Monsieur Luc. M (Lactalis) avance alors l'argument de l'hygiène publique. Avec sa méthode de fabrication, plus aucun risque pour le gourmet. Le camembert est devenu tout beau, tout propre, tout blanc et même il n'a presque plus d'odeur. Intervient alors notre outsider, Monsieur Philippe M. qui précise, au risque de nous effrayer, qu'un camembert au lait cru se fabrique gràce à sa "flore lactique sauvage" alors qu'en utilisant du lait thermisé (quasi pasteurisé), on doit réintroduire de la "flore de culture". Il précise également que si l'AOC a pu être maintenu en l'état, c'est parce que de nouvelles normes d'hygiène draconiennes ont été mises en place. Les petites productions ont - elles aussi - des allures d'hôpital, tous les intervenants de la chaîne de fabrication sont vêtus de combinaisons blanches, portent de petits bonnets de nuit (blancs) et partout on pousse (manuellement) de petits chariots à roulettes. Il m'apprend aussi que le camembert au lait cru subit au moins une quinzaine d'analyses (lystéria, salmonelle, staphylocoque...) ce qui représente 12% du prix de revient d'un fromage. Et la plus minuscule des bactéries trouvée entraîne la destruction de toute la production. Un prix de revient qui se ressent évidemment dans le panier de la ménagère mais aussi dans les poches de nos industriels qui évitent toute cette batterie d'analyses.
De jolies images en noir et blanc terminaient ce documentaire. Des images d'avant guerre, d'un autre monde. "Quand la flore du lait était plus diversifiée et le goût plus fort. Quand le camembert était affiné dans les caves des fromageries et non dans les rayons des supermarchés. Quand on savait déterminer différents crus de lait en dégustant un fromage, comme on distingue un bordeaux d'un bourgogne".

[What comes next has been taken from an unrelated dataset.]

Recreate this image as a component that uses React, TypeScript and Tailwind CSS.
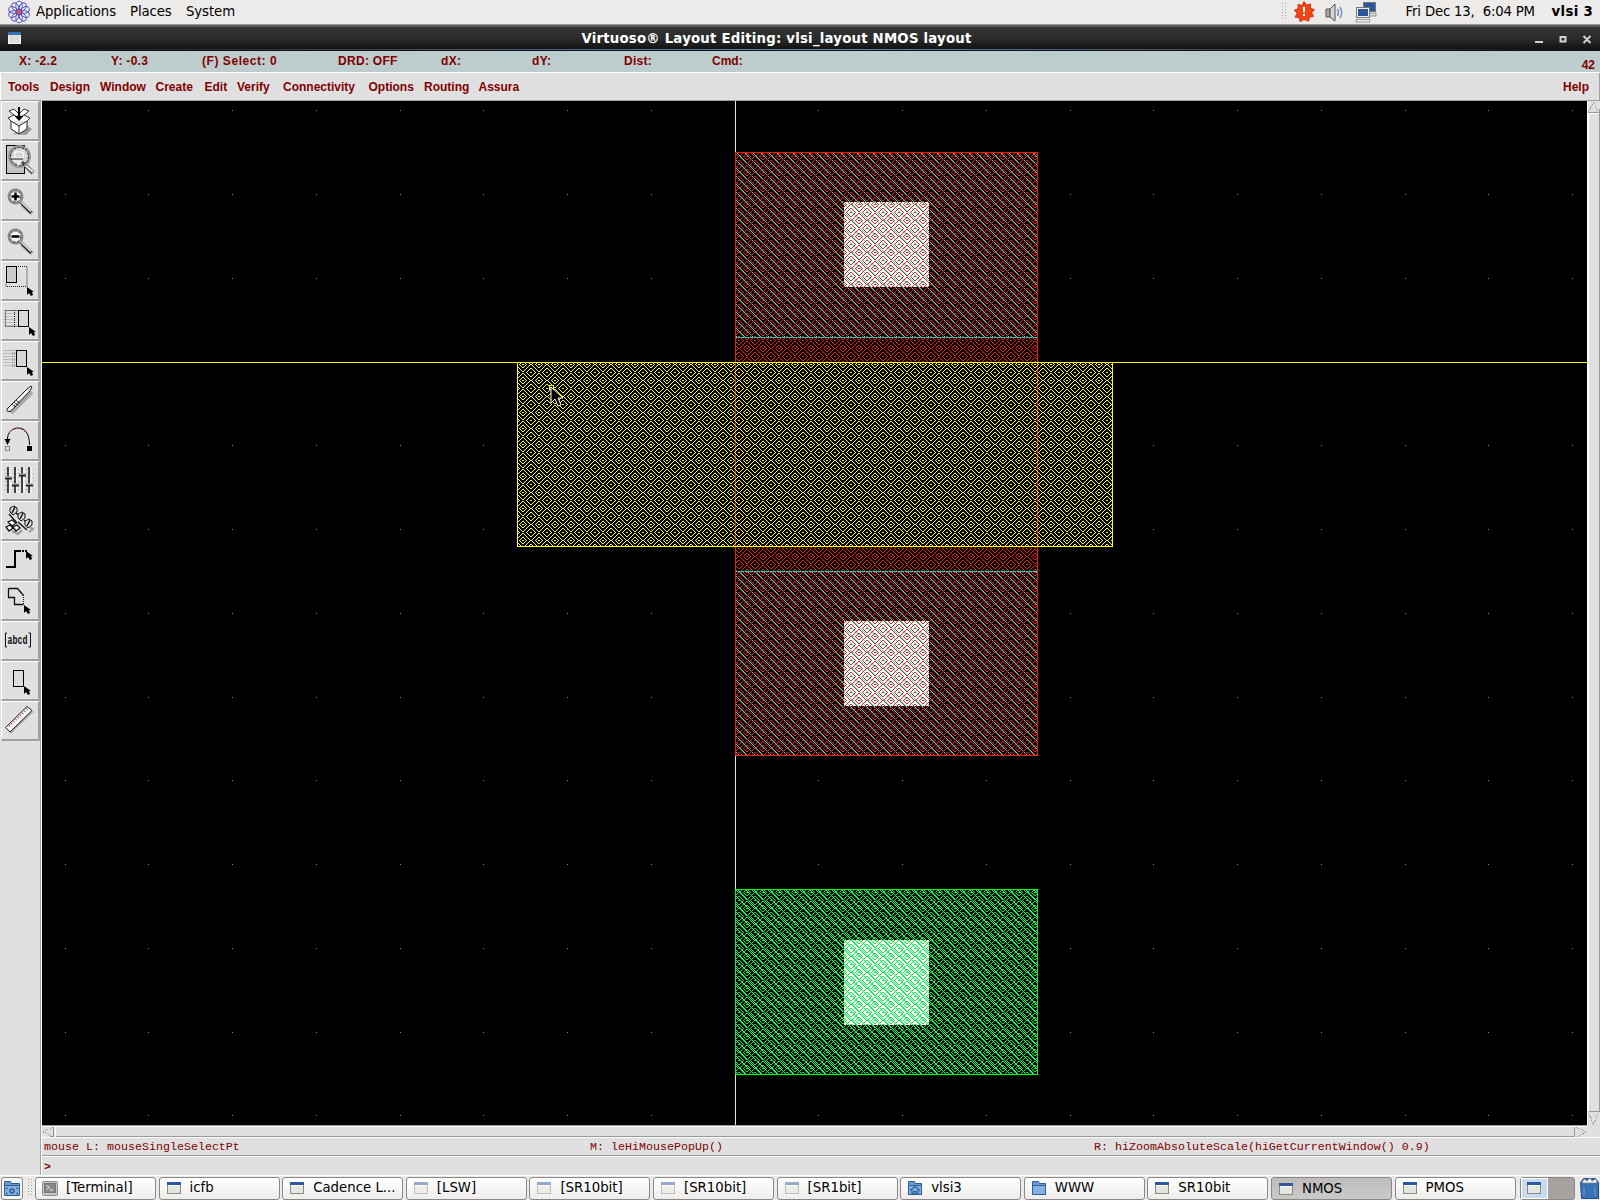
import type { ReactNode } from "react";

const wrap = (d: number) => Math.min(Math.abs(d), 16 - Math.abs(d));

// 16x16 stipple of nested diamonds, one pixel wide lines every four pixels
function diamondTile() {
  let d = "";
  for (let y = 0; y < 16; y++)
    for (let x = 0; x < 16; x++) {
      const s = Math.floor(wrap(x + 0.5 - 3)) + wrap(y - 4);
      if (s === 15 || s % 4 === 0) d += `M${x} ${y}h1v1h-1z`;
    }
  return d;
}

// 8x8 stipple of a falling diagonal
function hatchTile() {
  let d = "";
  for (let y = 0; y < 8; y++) d += `M${y} ${y}h1v1h-1z`;
  return d;
}

const DIAMONDS = diamondTile();
const HATCH = hatchTile();

function Stipple({ id, color }: { id: string; color: string }) {
  return (
    <pattern id={id} width="16" height="16" patternUnits="userSpaceOnUse">
      <path d={DIAMONDS} fill={color} />
    </pattern>
  );
}

function Box({ x, y, w, h, fill, stroke }: { x: number; y: number; w: number; h: number; fill: string; stroke?: string }) {
  return (
    <>
      <rect x={x} y={y} width={w} height={h} fill={fill} />
      {stroke && <rect x={x + 0.5} y={y + 0.5} width={w - 1} height={h - 1} fill="none" stroke={stroke} />}
    </>
  );
}

function GridDots() {
  const dots: ReactNode[] = [];
  for (let i = -8; i <= 10; i++)
    for (let j = -3; j <= 9; j++) {
      dots.push(<rect key={`${i},${j}`} x={Math.floor(735 + i * 83.75)} y={Math.floor(362 + j * 83.75)} width="1" height="1" fill="#8c8c8c" />);
    }
  return <>{dots}</>;
}

function LayoutCanvas() {
  return (
    <svg className="block shrink-0" width="1545" height="1024" viewBox="42 101 1545 1024" shapeRendering="crispEdges">
      <defs>
        <Stipple id="red" color="#f81a00" />
        <Stipple id="yellow" color="#ffff00" />
        <Stipple id="green" color="#00ff00" />
        <pattern id="cyan" width="8" height="8" patternUnits="userSpaceOnUse">
          <path d={HATCH} fill="#00f0f0" />
        </pattern>
      </defs>
      <rect x="42" y="101" width="1545" height="1024" fill="#000" />
      <GridDots />
      <rect x="735" y="101" width="1" height="1024" fill="#ffff00" />
      <rect x="42" y="362" width="1545" height="1" fill="#ffff00" />

      <Box x={844} y={202} w={85} h={85} fill="#fff" />
      <Box x={844} y={621} w={85} h={85} fill="#fff" />
      <Box x={735} y={152} w={303} h={186} fill="url(#cyan)" stroke="#00f0f0" />
      <Box x={735} y={571} w={303} h={185} fill="url(#cyan)" stroke="#00f0f0" />
      <rect x="735" y="152" width="303" height="604" fill="url(#red)" />
      <rect x="735.5" y="152.5" width="302" height="603" fill="none" stroke="#f81a00" />
      <Box x={517} y={362} w={596} h={185} fill="url(#yellow)" stroke="#ffff00" />

      <Box x={844} y={940} w={85} h={85} fill="#fff" />
      <Box x={735} y={889} w={303} h={186} fill="url(#cyan)" />
      <Box x={735} y={889} w={303} h={186} fill="url(#green)" stroke="#00ff00" />

      <rect x="549.5" y="385.5" width="4" height="4" fill="none" stroke="#ffff00" />
      <path d="M551 387v16l4-4 3 7 3-1-3-7h5z" fill="#000" stroke="#fff" shapeRendering="auto" />
    </svg>
  );
}

const Pointer = () => <path d="M27 26v8l2-2 2 3 2-1-1-3h2z" fill="#000" stroke="none" />;
const Magnifier = ({ children }: { children?: ReactNode }) => (
  <g transform="translate(0 1.5)">
    <path d="M22 22l10 9" stroke="#999" strokeWidth="4" />
    <path d="M21 20l10 10" stroke="#222" strokeWidth="3" />
    <path d="M21 19.500l10 9.500" stroke="#eee" strokeWidth="1.600" />
    <circle cx="15.500" cy="14" r="7" fill="#e6e6e6" stroke="#888" strokeWidth="2" />
    <circle cx="15.500" cy="14" r="5.500" fill="#f4f4f4" stroke="#333" strokeDasharray="3 1" />
    {children}
  </g>
);

const TOOLS: ReactNode[] = [
  <>
    <path d="M13 33l13 1 6-6-5-3z" fill="#999" stroke="none" />
    <path d="M11 20l8 5 8-5v8l-8 5-8-5z" fill="#fff" stroke="#222" />
    <path d="M19 25v8M11 20l-3-3 6-3 5 3 5-3 6 3-3 3M14 14l-5-4 5-2 4 4M24 14l5-4-5-2-4 4" fill="#fff" stroke="#333" />
    <path d="M19 6v13" stroke="#000" strokeWidth="2" />
    <path d="M14.500 15l4.500 5 4.500-5z" fill="#000" stroke="none" />
  </>,
  <>
    <rect x="6.500" y="4.500" width="18" height="28" fill="#c4c4c4" />
    <path d="M26 25l7 7" stroke="#555" strokeWidth="4" />
    <path d="M25 24l8 7" stroke="#eee" strokeWidth="2" />
    <circle cx="19.500" cy="15.500" r="10.500" fill="#e0e0e0" stroke="#999" strokeWidth="2" />
    <circle cx="19.500" cy="15.500" r="9" fill="#d4d4d4" stroke="#111" strokeDasharray="3 1" />
    <path d="M11 17h12M14 11h9v6M14 20h4v5M20 19v5M15 11v6" stroke="#fff" />
    <path d="M11 18h12M21 22h5M23 20v5" stroke="#222" />
  </>,
  <Magnifier><path d="M11.500 14h8M15.500 10v8" stroke="#000" strokeWidth="2.500" /></Magnifier>,
  <Magnifier><path d="M11.500 14h8" stroke="#000" strokeWidth="2.500" /></Magnifier>,
  <>
    <rect x="6.500" y="5.500" width="10" height="16" fill="#ccc" stroke="#000" />
    <path d="M18 5.500h9v20h-21v-4" stroke="#222" strokeDasharray="1 1" />
    <Pointer />
  </>,
  <>
    <path d="M3 9.500h14M3 12.500h14M3 15.500h14M3 18.500h14M3 21.500h14M3 24.500h14" stroke="#bbb" />
    <rect x="5.500" y="9.500" width="13" height="16" stroke="#222" strokeDasharray="1 1" />
    <path d="M14.500 9v17" stroke="#222" strokeDasharray="1 1" />
    <rect x="18.500" y="9.500" width="10" height="16" fill="#d8d8d8" stroke="#000" />
    <g transform="translate(2 0)"><Pointer /></g>
  </>,
  <>
    <path d="M3 9.500h13M3 12.500h13M3 15.500h13M3 18.500h13M3 21.500h13M3 24.500h13" stroke="#bbb" />
    <path d="M12.500 9v17M14.500 9v17" stroke="#999" strokeDasharray="1 1" />
    <rect x="16.500" y="9.500" width="10" height="16" fill="#d8d8d8" stroke="#000" />
    <Pointer />
  </>,
  <>
    <path d="M11 32L32 11" stroke="#aaa" strokeWidth="4" />
    <path d="M7 28L27 8l4-3 1 1-2 4-19 20q-5 2-4-2z" fill="#e4e4e4" stroke="#222" />
    <path d="M12 23l4 3M14 21l4 3M16 19l4 3" stroke="#111" />
    <path d="M10 27L29 8" stroke="#fff" />
  </>,
  <>
    <path d="M7.500 18c0-7 5-11 11-11s11 5 11 17" stroke="#000" />
    <path d="M10 11c4-5 13-5 17 2" stroke="#b33" strokeDasharray="2 2" />
    <path d="M4.500 18h6l-3 6z" fill="#000" stroke="none" />
    <rect x="27" y="25" width="5" height="5" fill="#000" stroke="none" />
    <rect x="5.500" y="25.500" width="4" height="4" stroke="#333" strokeDasharray="1 1" />
  </>,
  <>
    <path d="M5 8.500h29M5 12.500h29M5 16.500h29M5 20.500h29M5 24.500h29M5 28.500h29" stroke="#b0b0b0" strokeDasharray="2 2" />
    <path d="M8 6v26M15 6v26M22 6v26M29 6v26" stroke="#111" strokeWidth="1.500" />
    <path d="M10 6v26M17 6v26M24 6v26M31 6v26" stroke="#fff" />
    <path d="M5 17h7M12 24h7M19 14h7M26 24h7" stroke="#222" strokeWidth="3" />
    <path d="M5 16h7M12 23h7M19 13h7M26 23h7" stroke="#eee" />
  </>,
  <>
    <path d="M12 30l6 3 4-4M30 26l3 2-4 3" stroke="#999" strokeWidth="2" />
    <path d="M9 13l8 9M18 21l9 8M16 12l5 4M24 19l4 3" stroke="#111" strokeWidth="1.400" />
    <path d="M10 7l4-2 3 2v4l-4 3-3-3zM18 13l4-2 3 2v4l-4 3-3-3zM25 20l4-2 3 2v4l-4 3-3-3z" fill="#ddd" stroke="#111" />
    <path d="M12 12l3-6M20 18l3-6M27 25l3-6" stroke="#111" strokeWidth="1.500" />
    <path d="M8 21l4-2 4 3-4 3zM13 26l4-2 3 3-4 3zM6 26l4-2 3 3-4 3z" fill="#fff" stroke="#111" strokeWidth="1.300" />
  </>,
  <>
    <path d="M6 26h9V10h5" stroke="#000" strokeWidth="2" />
    <path d="M19 10h8" stroke="#000" strokeWidth="2" strokeDasharray="2 1" />
    <g transform="translate(-1 -16)"><Pointer /></g>
  </>,
  <>
    <path d="M8.500 7.500h9l6 7M8.500 7.500v9h6v7h9" stroke="#111" strokeWidth="1.300" />
    <path d="M23.500 14v10" stroke="#111" strokeDasharray="1 1" />
    <g transform="translate(-3 -2)"><Pointer /></g>
  </>,
  <>
    <path d="M7 12H5.500v14H7M28.500 12h2v14h-2" stroke="#111" />
    <text x="7.500" y="22.500" fill="#111" stroke="none" fontFamily="Liberation Mono, monospace" fontSize="13" fontWeight="bold" textLength="20" lengthAdjust="spacingAndGlyphs">abcd</text>
  </>,
  <>
    <rect x="13.500" y="9.500" width="10" height="16" fill="#ddd" stroke="#000" />
    <g transform="translate(-3 -1)"><Pointer /></g>
  </>,
  <>
    <path d="M10 32L33 10" stroke="#aaa" strokeWidth="2" />
    <path d="M5.500 26.500L27 5.500l5 4L10 31z" fill="#f2f2f2" stroke="#222" />
    <path d="M9 25L28 7" stroke="#955" strokeWidth="2" strokeDasharray="1 2" />
  </>,
];

function Tool({ children }: { children: ReactNode }) {
  return (
    <div className="h-10 w-[39px] border-t border-r-2 border-b-2 border-l border-white border-r-[#a0a0a0] border-b-[#a0a0a0] bg-[#e0e0e0]">
      <svg className="-ml-px block" width="38" height="37" viewBox="1 1 38 37" fill="none" stroke="#000">{children}</svg>
    </div>
  );
}

function WindowIcon({ faded }: { faded?: boolean }) {
  return (
    <svg className={faded ? "shrink-0 opacity-50" : "shrink-0"} width="16" height="16" viewBox="0 0 16 16">
      <rect x="1.500" y="2.500" width="13" height="11" fill="#e4e6e0" stroke="#8a8c88" />
      <rect x="1" y="2" width="14" height="3" fill="#2c5aa0" />
      <path d="M2 5.500h12" stroke="#fff" />
    </svg>
  );
}
function TerminalIcon() {
  return (
    <svg className="shrink-0" width="16" height="16" viewBox="0 0 16 16">
      <rect x=".5" y="1.500" width="15" height="14" rx="1" fill="#c9c9c6" stroke="#8d8d8a" />
      <rect x="2.500" y="3.500" width="11" height="9" fill="#858884" stroke="#777" />
      <path d="M4.500 5.500l3 2-3 2M8 10h3" fill="none" stroke="#eee" />
    </svg>
  );
}
function FolderIcon({ home }: { home?: boolean }) {
  return (
    <svg className="shrink-0" width="16" height="16" viewBox="0 0 16 16">
      <path d="M1.500 1.500h6l1 2h6v11h-13z" fill="#6d9ad0" stroke="#2f5d96" />
      <path d="M1.500 5.500h13v9h-13z" fill="#86b0df" stroke="#2f5d96" />
      {home && <path d="M3 10.500l5-4 5 4M5 10v3.500h2v-2h2v2h2V10" fill="none" stroke="#2f5d96" strokeWidth="1.200" />}
    </svg>
  );
}
function PlacesIcon() {
  return (
    <svg className="shrink-0" width="18" height="18" viewBox="0 0 18 18">
      <path d="M1.500 2.500h6l1 2h8v12h-15z" fill="#6d9ad0" stroke="#2f5d96" />
      <path d="M1.500 6.500h15v10h-15z" fill="#86b0df" stroke="#2f5d96" />
      <path d="M5 9H3.500v1.500M13 9h1.500v1.500M5 15H3.500v-1.500M13 15h1.500v-1.500" fill="none" stroke="#2f5d96" />
      <circle cx="9" cy="12" r="2" fill="none" stroke="#2f5d96" strokeWidth="1.500" />
    </svg>
  );
}

const TASKS: { label: string; icon: ReactNode; active?: boolean }[] = [
  { label: "[Terminal]", icon: <TerminalIcon /> },
  { label: "icfb", icon: <WindowIcon /> },
  { label: "Cadence L...", icon: <WindowIcon /> },
  { label: "[LSW]", icon: <WindowIcon faded /> },
  { label: "[SR10bit]", icon: <WindowIcon faded /> },
  { label: "[SR10bit]", icon: <WindowIcon faded /> },
  { label: "[SR1bit]", icon: <WindowIcon faded /> },
  { label: "vlsi3", icon: <FolderIcon home /> },
  { label: "WWW", icon: <FolderIcon /> },
  { label: "SR10bit", icon: <WindowIcon /> },
  { label: "NMOS", icon: <WindowIcon />, active: true },
  { label: "PMOS", icon: <WindowIcon /> },
];

function Grip({ className }: { className: string }) {
  return (
    <svg className={"shrink-0 " + className} width="6" height="18" viewBox="0 0 6 18">
      <path d="M1.500 0v18M4.500 0v18" stroke="#a8a6a2" strokeDasharray="1 2" />
    </svg>
  );
}

function TopPanel() {
  return (
    <div className="flex h-[25px] items-center border-b border-[#9a9a94] bg-[#edebe9] text-[13.3px] leading-none text-black">
      <svg className="ml-[7px]" width="24" height="24" viewBox="-12 -12 24 24" fill="none">
        {[0, 36, 72, 108, 144, 180, 216, 252, 288, 324].map((a) => (
          <ellipse key={a} cx="0" cy="-6.500" rx="3.200" ry="4.300" stroke="#4a4ac4" strokeWidth=".9" transform={`rotate(${a})`} />
        ))}
        <circle r="3" stroke="#4a4ac4" />
        <path d="M-2.500 0h5M0-2.500v5" stroke="#e33" strokeWidth="1.500" />
      </svg>
      <span className="ml-[5px] w-[94px] tracking-[-0.1px]">Applications</span>
      <span className="w-14 tracking-[-0.1px]">Places</span>
      <span className="tracking-[-0.1px]">System</span>
      <Grip className="ml-auto" />
      <svg className="ml-1.5" width="22" height="22" viewBox="-11 -11 22 22">
        <path d="M0-10.500l2.600 3.400 4.200-1-.3 4.200 4 1.600-2.800 3 2 3.900-4.200.5-.9 4.200L0 7.400l-3.900 2.400-.9-4.200-4.200-.5 2-3.900-2.800-3 4-1.600-.3-4.200 4.200 1z" fill="#f04316" stroke="#c92a06" strokeWidth=".8" />
        <path d="M-1.200-5h2.400l-.5 5.500h-1.400zM-1 2h2v2h-2z" fill="#fff" />
      </svg>
      <svg className="ml-[9px]" width="21" height="21" viewBox="0 0 21 21" fill="none">
        <path d="M2 7h4v8H2z" fill="#aaa" stroke="#555" />
        <path d="M6 7l5-5v17l-5-4z" fill="#d4d4d0" stroke="#555" />
        <path d="M13.500 7q2 3.500 0 7M16 5q3.500 5.500 0 11" stroke="#7193c4" strokeWidth="1.500" />
      </svg>
      <svg className="ml-2.5" width="22" height="22" viewBox="0 0 22 22">
        <rect x="8.500" y="1.500" width="12" height="9" fill="#2c559b" stroke="#777" />
        <path d="M14 12h7v3h-7z" fill="#ddd" stroke="#888" strokeWidth=".8" />
        <rect x="1.500" y="6.500" width="13" height="10" fill="#eee" stroke="#777" />
        <rect x="3" y="8" width="10" height="7" fill="#2c559b" />
        <path d="M1 18.500h14v2.500H1z" fill="#eee" stroke="#888" strokeWidth=".8" />
      </svg>
      <span className="ml-[29px] w-[146px] tracking-[-0.2px] whitespace-pre">Fri Dec 13,  6:04 PM</span>
      <span className="mr-[7px] tracking-[0.3px] font-bold">vlsi 3</span>
    </div>
  );
}

function TitleBar() {
  return (
    <div className="relative flex h-[26px] items-center justify-center border-t-2 border-b border-t-[#5c5c58] border-b-[#111] bg-linear-to-b from-[#343434] via-[#2c2c2c] to-[#101010]">
      <svg className="absolute top-1 left-[7px]" width="16" height="15" viewBox="0 0 16 15">
        <rect x="1.500" y="1.500" width="12" height="11" fill="#deded8" stroke="#f4f4f4" />
        <rect x="1" y="1" width="13" height="3" fill="#3a6cb4" />
      </svg>
      <span className="ml-[-47px] text-[13.3px] leading-none font-bold tracking-[0.21px] whitespace-nowrap text-white">Virtuoso® Layout Editing: vlsi_layout NMOS layout</span>
      <svg className="absolute top-1.5 right-2" width="60" height="14" viewBox="0 0 60 14" fill="none" stroke="#d2d2d2" strokeWidth="2">
        <path d="M3 9h8M28.500 4h5v4.500h-5zM51.500 3l7 7M58.500 3l-7 7" />
      </svg>
      <div className="absolute bottom-0 left-0 h-px w-full bg-linear-to-r from-transparent via-[#6688b0] to-transparent" />
    </div>
  );
}

function StatusBar() {
  return (
    <div className="relative flex h-[22px] items-center border-b border-white bg-[#bdcdcd] pb-0.5 pl-[19px] text-xs leading-none tracking-[0.3px]">
      <span className="w-[92px]">X: -2.2</span>
      <span className="w-[91px]">Y: -0.3</span>
      <span className="w-[136px] tracking-[0.55px]">(F) Select: 0</span>
      <span className="w-[103px]">DRD: OFF</span>
      <span className="w-[91px]">dX:</span>
      <span className="w-[92px]">dY:</span>
      <span className="w-[88px]">Dist:</span>
      <span className="tracking-normal">Cmd:</span>
      <span className="mt-2 mr-[5px] ml-auto tracking-normal">42</span>
    </div>
  );
}

const MENUS = [
  { label: "Tools", width: "w-[42px]" },
  { label: "Design", width: "w-[50px]" },
  { label: "Window", width: "w-[55.5px]" },
  { label: "Create", width: "w-[49px]" },
  { label: "Edit", width: "w-[32.5px]" },
  { label: "Verify", width: "w-[46px]" },
  { label: "Connectivity", width: "w-[85.500px]" },
  { label: "Options", width: "w-[55.500px]" },
  { label: "Routing", width: "w-[54.500px]" },
  { label: "Assura", width: "w-[50px]" },
];

function MenuBar() {
  return (
    <div className="flex h-[28px] items-center border-r border-b border-l border-[#a0a0a0] border-l-white bg-[#e0e0e0] pr-[10px] pl-[7px] text-xs leading-none">
      {MENUS.map((m) => <span key={m.label} className={m.width}>{m.label}</span>)}
      <span className="ml-auto">Help</span>
    </div>
  );
}

function VScroll() {
  return (
    <svg className="block shrink-0" width="13" height="1024" viewBox="0 0 13 1024" fill="none" shapeRendering="crispEdges">
      <rect width="13" height="1024" fill="#e0e0e0" />
      <path d="M.5 0v1024M1 12.500h11M1.500 12.500v997" stroke="#fff" />
      <path d="M1 11.500h11v-4M12.500 12v998M2 1010.500h11" stroke="#999" />
      <path d="M1.500 11L6.500 1l5 10M1.500 1012l5 11 5-11" stroke="#999" strokeDasharray="1 1" />
    </svg>
  );
}

function HScroll() {
  return (
    <svg className="block" width="1558" height="14" viewBox="0 0 1558 14" fill="none" shapeRendering="crispEdges">
      <rect width="1558" height="14" fill="#e0e0e0" />
      <path d="M0 .5h1545" stroke="#999" />
      <path d="M0 1.500h1545M13.500 2v10M0 12.500h1558" stroke="#fff" />
      <path d="M14 11.500h1518.500V2M11.500 2v9.500H8" stroke="#999" />
      <path d="M11 2L1.500 7l9.500 5M1534 2l10 5-10 5" stroke="#999" strokeDasharray="1 1" />
    </svg>
  );
}

function Taskbar() {
  return (
    <div className="flex h-[25px] items-center border-t border-white bg-[#edebe9] text-[13.3px] leading-none text-black">
      <div className="ml-px flex h-[23px] w-[22px] shrink-0 items-center justify-center rounded-[3px] border border-[#8a8884] bg-[#f6f6f5]"><PlacesIcon /></div>
      <Grip className="mr-0.5 ml-1" />
      <div className="flex gap-[2.600px]">
        {TASKS.map((t, i) => (
          <div
            key={i}
            className={
              "flex h-[23px] w-[121px] shrink-0 items-center gap-2 rounded-[3px] border border-[#8a8884] pl-1.5 whitespace-nowrap " +
              (t.active ? "bg-linear-to-b from-[#bfbdbb] to-[#cbc9c7] pt-0.5" : "bg-linear-to-b from-white to-[#eeedeb]")
            }
          >
            {t.icon}
            <span>{t.label}</span>
          </div>
        ))}
      </div>
      <div className="ml-1 flex h-[23px] w-[55px] shrink-0 rounded-[3px] border border-[#8a8884] bg-[#a5a29f]">
        <div className="flex w-[27px] items-center justify-center border border-white bg-[#c8daef]"><WindowIcon /></div>
      </div>
      <svg className="ml-1 shrink-0" width="21" height="23" viewBox="0 0 21 23">
        <path d="M1.500 5.500l3-4h12l3 4v16h-17z" fill="#3a70b4" stroke="#234f8c" />
        <path d="M3 6l2-4 3 2 3-3 2 3 4-2 1 4z" fill="#f2f2f2" stroke="#888" strokeWidth=".7" />
        <path d="M5 10v9M16 10v9" stroke="#6e9bd2" />
      </svg>
    </div>
  );
}

export default function App() {
  return (
    <div className="flex h-[1200px] w-[1600px] flex-col overflow-hidden bg-[#e0e0e0] font-['DejaVu_Sans',sans-serif]">
      <TopPanel />
      <TitleBar />
      <div className="font-['Liberation_Sans',sans-serif] font-bold text-[#800000]">
        <StatusBar />
        <MenuBar />
      </div>
      <div className="flex h-[1074px]">
        <div className="w-[42px] border-r border-[#fff] bg-[#e0e0e0] pl-px">
          <div className="h-full w-10 border-r border-[#a0a0a0]">
            {TOOLS.map((t, i) => <Tool key={i}>{t}</Tool>)}
          </div>
        </div>
        <div className="flex w-[1558px] flex-col">
          <div className="flex">
            <LayoutCanvas />
            <VScroll />
          </div>
          <HScroll />
          <div className="flex h-[17px] items-center border-b border-[#999] pt-px pl-0.5 font-['Liberation_Mono',monospace] text-[11.667px] leading-none whitespace-pre text-[#800000]">
            <span className="w-[546px]">mouse L: mouseSingleSelectPt</span>
            <span className="w-[504px]">M: leHiMousePopUp()</span>
            <span>R: hiZoomAbsoluteScale(hiGetCurrentWindow() 0.9)</span>
          </div>
          <div className="flex h-[19px] items-center border-t border-white pt-1 pl-0.5 font-['Liberation_Mono',monospace] text-[11.667px] leading-none font-bold text-[#800000]">&gt;</div>
        </div>
      </div>
      <Taskbar />
    </div>
  );
}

Ce jour là, au supermarché, j'ai voulu vérifier. Direction "rayon fromages" puis "sous-rayon camemberts", là où, d'habitude, je choisis presque les yeux fermés vérifiant juste que la date limite de consommation ne soit pas trop éloignée. Stupéfaction, je constate que plus aucun camembert ne porte la mention "au lait cru". La voilà donc, cette nouvelle liberté de choix que m'offre Monsieur Luc M. (industriel sauveur du consommateur). Après avoir attentivement étudié toute la floppée de marques, me voilà en train de chercher un rayon "épicerie fine" ou "produits marginaux" où j'ai trouvé UN camembert portant effectivement la bonne mention et estampillé du fameux AOC, deux fois plus cher que les ersatz. Mais ce n'est pas sans une certaine fierté que je l'ai placé dans mon panier. Car, comme le concluait le documentaire, "le devenir du camembert est entre les mains du consommateur souverain".